Does being employed under a zero-hours contract mean that you can’t compare that contract to one for a full-time worker for the purposes of a part-time workers discrimination claim?
No, held the Employment Appeal Tribunal (EAT) in Roddis v Sheffield Hallam University.
The claimant was employed as an associate lecturer under a zero-hours contract. He brought a claim under the Part-Time Workers (Prevention of Less Favourable Treatment) Regulations 2000 comparing himself to a full-time lecturer, who was working under a permanent contract.
The Employment Tribunal dismissed the claim, stating that the claimant was not ‘employed under the same type of contract’ as required by the Regulations, because his contract was a zero-hours one. The claimant appealed that decision to the EAT.
The EAT found no difference in terms between the two contracts of employment, other than that the claimant was employed on a zero-hour basis. The EAT stated that if the difference in hours made the contracts not capable of comparison, then the Regulations would be self-defeating and the EAT therefore upheld the appeal.
Does misconduct need to be gross to make a dismissal without prior warnings fair?
No, held the EAT in Quintiles Commercial v Barongo.

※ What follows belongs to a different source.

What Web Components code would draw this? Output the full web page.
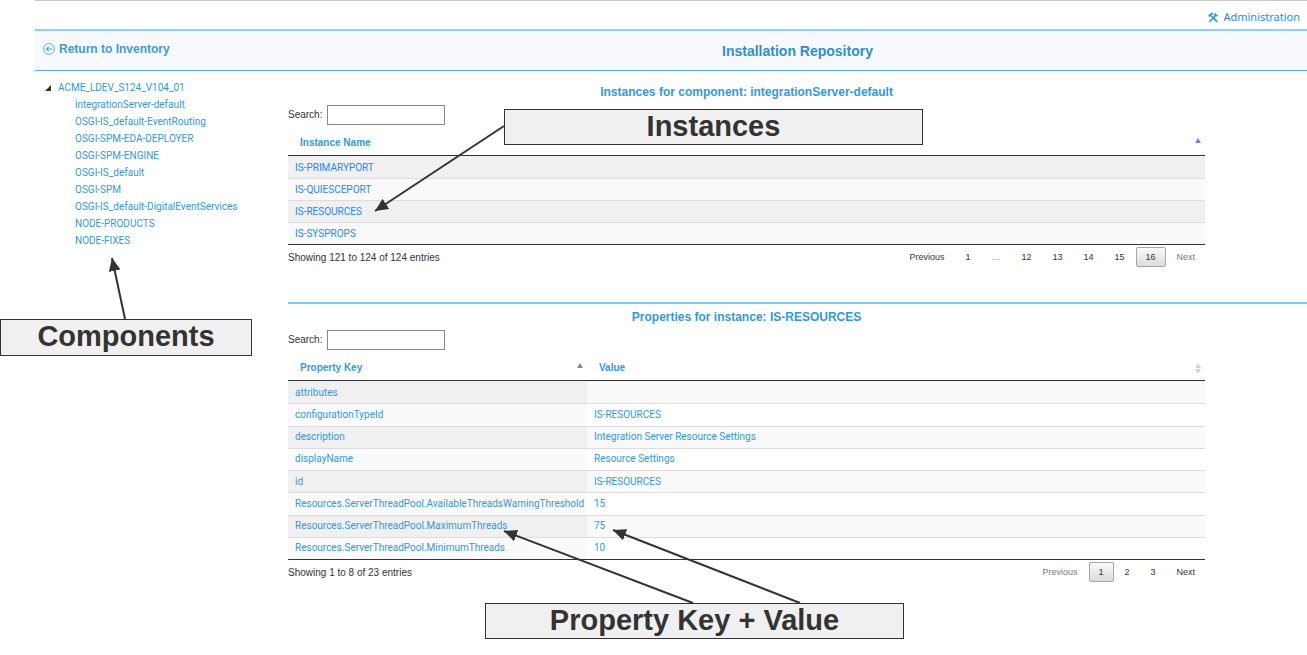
<!DOCTYPE html>
<html lang="en">
<head>
<meta charset="utf-8">
<title>Installation Repository</title>
<style>
  body { margin: 0; background: #fff; font-family: "Liberation Sans", Arial, sans-serif; font-size: 10px; color: #333; }
</style>
</head>
<body>
<repo-app></repo-app>

<template id="top-bar">
  <style>
    :host { display: flex; justify-content: flex-end; align-items: center; height: 29px; padding: 4px 7px 0 0; box-sizing: border-box; border-top: 1px solid #c8c8c8; }
    a { display: flex; align-items: center; gap: 4px; color: #1e88fb; text-decoration: none; font: 11px/16px "Noto Sans", sans-serif; }
    svg { display: block; }
  </style>
  <a href="#admin">
    <svg width="11" height="11" viewBox="0 0 11 11" fill="none" stroke="#3498db" aria-hidden="true">
      <path d="M3.6 4.2 9.2 9.9" stroke-width="1.7"/>
      <path d="M.8 4.3 4.6 1.1" stroke-width="2.3"/>
      <path d="M1.3 10 7.2 4" stroke-width="1.7"/>
      <path d="M7.4 1 6.9 3.6 9.9 3.4" stroke-width="1.5"/>
    </svg>
    <span>Administration</span>
  </a>
</template>

<template id="page-header">
  <style>
    :host { display: grid; grid-template-columns: 253px 1fr; align-items: center; height: 42px; box-sizing: border-box; background: #f7f9ff; border-top: 2px solid #92cbf3; border-bottom: 1px solid #5aade4; }
    a { display: flex; align-items: center; gap: 4px; padding: 0 0 3px 8px; color: #3c9bdd; font-weight: bold; font-size: 12px; line-height: 16px; text-decoration: none; }
    h1 { margin: 0; text-align: center; font-size: 14px; line-height: 20px; color: #2f8fcb; }
  </style>
  <a href="#inventory">
    <svg width="12" height="12" viewBox="0 0 12 12" fill="none" stroke="#4ea5e2" aria-hidden="true">
      <circle cx="6" cy="6" r="5.4" stroke-width=".9"/>
      <path d="M9 6H3.5M5.8 3.6 3.4 6l2.4 2.4" stroke-width="1.1"/>
    </svg>
    <span>Return to Inventory</span>
  </a>
  <h1><slot></slot></h1>
</template>

<template id="component-tree">
  <style>
    :host { display: block; padding: 8px 0 0 10px; font: 10px/17px Roboto, sans-serif; }
    .root { display: flex; align-items: center; gap: 7px; }
    ul { list-style: none; margin: 0; padding: 0 0 0 30px; }
    a { color: #3498db; text-decoration: none; }
    svg { display: block; }
  </style>
  <div class="root">
    <svg width="6" height="6" viewBox="0 0 6 6" aria-hidden="true"><path d="M6 0v6H0z" fill="#333"/></svg>
    <a href="#root"></a>
  </div>
  <ul></ul>
</template>

<template id="page-nav">
  <style>
    :host { display: block; }
    nav { display: flex; align-items: center; gap: 1px; }
    button, span { box-sizing: border-box; height: 20px; padding: 0 9px; border: 1px solid transparent; border-radius: 2px; background: none; font: 9px/18px "Liberation Sans", Arial, sans-serif; color: #333; }
    button:disabled, span { color: #777; }
    button[aria-current] { border-color: #a5a5a5; background: linear-gradient(#fafafa, #dcdcdc); }
  </style>
  <nav aria-label="Pages"></nav>
</template>

<template id="data-panel">
  <style>
    :host { display: block; }
    .inner { width: 90%; }
    h2 { margin: 0 0 4px; text-align: center; font-size: 12px; line-height: 18px; color: #3498db; }
    label { display: flex; align-items: center; gap: 5px; line-height: 12px; }
    input { box-sizing: border-box; width: 118px; height: 20px; margin: 0; padding: 0 4px; border: 1px solid #888; border-radius: 0; background: #fff; font: inherit; }
    footer { display: flex; justify-content: space-between; align-items: flex-start; padding-top: 2px; line-height: 22px; }
  </style>
  <div class="inner">
    <h2><slot name="title"></slot></h2>
    <label>Search: <input type="text"></label>
    <slot></slot>
    <footer><slot name="info"></slot><slot name="pages"></slot></footer>
  </div>
</template>

<template id="call-out">
  <style>
    :host { position: absolute; box-sizing: border-box; display: flex; align-items: flex-start; justify-content: center; border: 1px solid #333; background: #f0f0f0; font-weight: bold; font-size: 29px; line-height: 32px; color: #333; }
  </style>
  <slot></slot>
</template>

<template id="call-arrows">
  <style>
    :host { position: absolute; left: 0; top: 0; pointer-events: none; }
    svg { display: block; }
  </style>
  <svg width="920" height="640" viewBox="0 0 920 640" fill="none" stroke="#333" stroke-width="2" aria-hidden="true">
    <defs>
      <marker id="head" markerUnits="userSpaceOnUse" markerWidth="14" markerHeight="12" refX="13" refY="6" orient="auto">
        <path d="M0 0 13 6 0 12z" fill="#333" stroke="none"/>
      </marker>
    </defs>
    <path d="M504 126 375 211" marker-end="url(#head)"/>
    <path d="M125 319 112 258" marker-end="url(#head)"/>
    <path d="M693 603 504 531" marker-end="url(#head)"/>
    <path d="M800 603 613 530" marker-end="url(#head)"/>
  </svg>
</template>

<template id="repo-app">
  <style>
    :host { display: block; position: relative; }
    .page { margin-left: 35px; }
    .body { display: grid; grid-template-columns: 253px 1fr; }
    .instances { padding-top: 12px; min-height: 231px; box-sizing: border-box; }
    .properties { padding: 4px 0 60px; border-top: 2px solid #86c4f0; }
    table { width: 100%; border-collapse: separate; border-spacing: 0; border-bottom: 1px solid #333; table-layout: fixed; }
    .instances table { height: 120px; }
    .properties table { height: 210px; }
    .key { width: 299px; }
    th { height: 31px; box-sizing: border-box; padding: 6px 4px 0 12px; border-bottom: 1px solid #333; text-align: left; font-size: 10px; line-height: 16px; color: #3498db; }
    .head { display: flex; justify-content: space-between; align-items: center; }
    .head svg { display: block; margin-bottom: 6px; }
    .head svg.both { margin: 0; }
    td { padding: 0 7px; border-top: 1px solid #ddd; font: 10px/20px Roboto, sans-serif; color: #3498db; white-space: nowrap; }
    tbody tr:first-child td { border-top-color: #f0f0f0; }
    td a { color: #1e88fb; text-decoration: none; }
    tr:nth-child(odd) td { background: #f9f9f9; }
    tr:nth-child(odd) td:first-child { background: #f0f0f0; }
    tr:nth-child(even) td:first-child { background: #fafafa; }
    call-out.components { left: 0; top: 319px; width: 252px; height: 37px; }
    call-out.inst { left: 504px; top: 109px; width: 419px; height: 36px; }
    call-out.prop { left: 485px; top: 603px; width: 419px; height: 36px; }
  </style>
  <div class="page">
    <top-bar></top-bar>
    <page-header>Installation Repository</page-header>
    <div class="body">
      <component-tree></component-tree>
      <main>
        <data-panel class="instances">
          <span slot="title">Instances for component: integrationServer-default</span>
          <table>
            <thead><tr><th scope="col"><div class="head">Instance Name
              <svg width="6" height="5" viewBox="0 0 6 5" aria-hidden="true"><path d="M3 0 6 5H0z" fill="#7f7fe0"/></svg></div></th></tr></thead>
            <tbody>
              <tr><td><a href="#i1">IS-PRIMARYPORT</a></td></tr>
              <tr><td><a href="#i2">IS-QUIESCEPORT</a></td></tr>
              <tr><td><a href="#i3">IS-RESOURCES</a></td></tr>
              <tr><td><a href="#i4">IS-SYSPROPS</a></td></tr>
            </tbody>
          </table>
          <span slot="info">Showing 121 to 124 of 124 entries</span>
          <page-nav slot="pages" pages="1 … 12 13 14 15 16" current="16" end="Next"></page-nav>
        </data-panel>
        <data-panel class="properties">
          <span slot="title">Properties for instance: IS-RESOURCES</span>
          <table>
            <colgroup><col class="key"><col></colgroup>
            <thead><tr>
              <th scope="col"><div class="head">Property Key
                <svg width="6" height="5" viewBox="0 0 6 5" aria-hidden="true"><path d="M3 0 6 5H0z" fill="#7f7fe0"/></svg></div></th>
              <th scope="col"><div class="head">Value
                <svg class="both" width="6" height="11" viewBox="0 0 6 11" aria-hidden="true"><path d="M3 0 6 5H0zM3 11 6 6H0z" fill="#d4d4d4"/></svg></div></th>
            </tr></thead>
            <tbody>
              <tr><td>attributes</td><td></td></tr>
              <tr><td>configurationTypeId</td><td>IS-RESOURCES</td></tr>
              <tr><td>description</td><td>Integration Server Resource Settings</td></tr>
              <tr><td>displayName</td><td>Resource Settings</td></tr>
              <tr><td>id</td><td>IS-RESOURCES</td></tr>
              <tr><td>Resources.ServerThreadPool.AvailableThreadsWarningThreshold</td><td>15</td></tr>
              <tr><td>Resources.ServerThreadPool.MaximumThreads</td><td>75</td></tr>
              <tr><td>Resources.ServerThreadPool.MinimumThreads</td><td>10</td></tr>
            </tbody>
          </table>
          <span slot="info">Showing 1 to 8 of 23 entries</span>
          <page-nav slot="pages" pages="1 2 3" current="1" end="Previous"></page-nav>
        </data-panel>
      </main>
    </div>
  </div>
  <call-arrows></call-arrows>
  <call-out class="components">Components</call-out>
  <call-out class="inst">Instances</call-out>
  <call-out class="prop">Property Key + Value</call-out>
</template>

<script>
  class TemplateElement extends HTMLElement {
    constructor() {
      super();
      const template = document.getElementById(this.localName);
      this.attachShadow({ mode: "open" }).append(template.content.cloneNode(true));
    }
  }

  class TopBar extends TemplateElement {}
  class PageHeader extends TemplateElement {}
  class DataPanel extends TemplateElement {}
  class CallOut extends TemplateElement {}
  class CallArrows extends TemplateElement {}
  class RepoApp extends TemplateElement {}

  class ComponentTree extends TemplateElement {
    connectedCallback() {
      this.shadowRoot.querySelector(".root a").textContent = "ACME_LDEV_S124_V104_01";
      const names = ["integrationServer-default", "OSGI-IS_default-EventRouting", "OSGI-SPM-EDA-DEPLOYER",
        "OSGI-SPM-ENGINE", "OSGI-IS_default", "OSGI-SPM", "OSGI-IS_default-DigitalEventServices",
        "NODE-PRODUCTS", "NODE-FIXES"];
      this.shadowRoot.querySelector("ul").replaceChildren(...names.map(name => {
        const item = document.createElement("li");
        const link = document.createElement("a");
        link.href = "#" + name;
        link.textContent = name;
        item.append(link);
        return item;
      }));
    }
  }

  /* "end" names the step button that cannot be used on the current page. */
  class PageNav extends TemplateElement {
    connectedCallback() {
      const labels = ["Previous", ...this.getAttribute("pages").split(" "), "Next"];
      this.shadowRoot.querySelector("nav").replaceChildren(...labels.map(label => {
        const item = document.createElement(label === "…" ? "span" : "button");
        item.textContent = label;
        if (label === this.getAttribute("end")) item.disabled = true;
        if (label === this.getAttribute("current")) item.setAttribute("aria-current", "page");
        return item;
      }));
    }
  }

  customElements.define("top-bar", TopBar);
  customElements.define("page-header", PageHeader);
  customElements.define("component-tree", ComponentTree);
  customElements.define("page-nav", PageNav);
  customElements.define("data-panel", DataPanel);
  customElements.define("call-out", CallOut);
  customElements.define("call-arrows", CallArrows);
  customElements.define("repo-app", RepoApp);
</script>
</body>
</html>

The claimant failed to complete compliance training and missed a compulsory training course and was dismissed for gross misconduct, but with notice. At a disciplinary appeal hearing, the misconduct was later reclassified as serious misconduct, but the dismissal was still upheld.
The claimant claimed unfair dismissal and the Employment Tribunal decided that the dismissal was unfair, as ‘serious’ misconduct dismissals require prior warnings. The employer appealed.
The EAT upheld the appeal, stating that that under s.98(4) of the Employment Rights Act 1996 there is no absolute requirement for a dismissal for conduct that is less than gross misconduct, and where there has been no prior warning, to amount to an unfair dismissal. The question is whether the decision to dismiss was one which a reasonable employer could make. Was it within the ‘band of reasonable responses’?
However, the EAT added that in most cases a dismissal of this kind without warnings would be outside the band of reasonable responses. Caution should therefore be taken if you are considering dismissing an employee without previous warning for misconduct which is less than gross misconduct.
Can an Employment Tribunal take note of events occurring subsequent to the issuing of the employment contract when determining who is to be classed as an employee’s employer?
Yes, held the EAT in Dynasystems for Trade and General Consulting Ltd and Others v Moseley.
The claimant was employed under a contract of employment stating that the first respondent was his employer. The first respondent paid the claimant’s salary, but the claimant’s line manager, who was a director of the second respondent, was responsible for agreeing the claimant’s salary and payments and for his day to day management.
The Employment Tribunal considered whether the contractual documents truly reflected the state of the employment. In doing so, the ET considered events taking place years after the contract was signed and consequently found the second respondent to be the real employer.
The decision was appealed, arguing that the ET should have limited its consideration to the circumstances existing at the time the contract was signed. The EAT dismissed the appeal however, stating that subsequent behaviour which is contradictory to the written agreement may be of evidential value, but not necessarily conclusive, as to the true state of employment.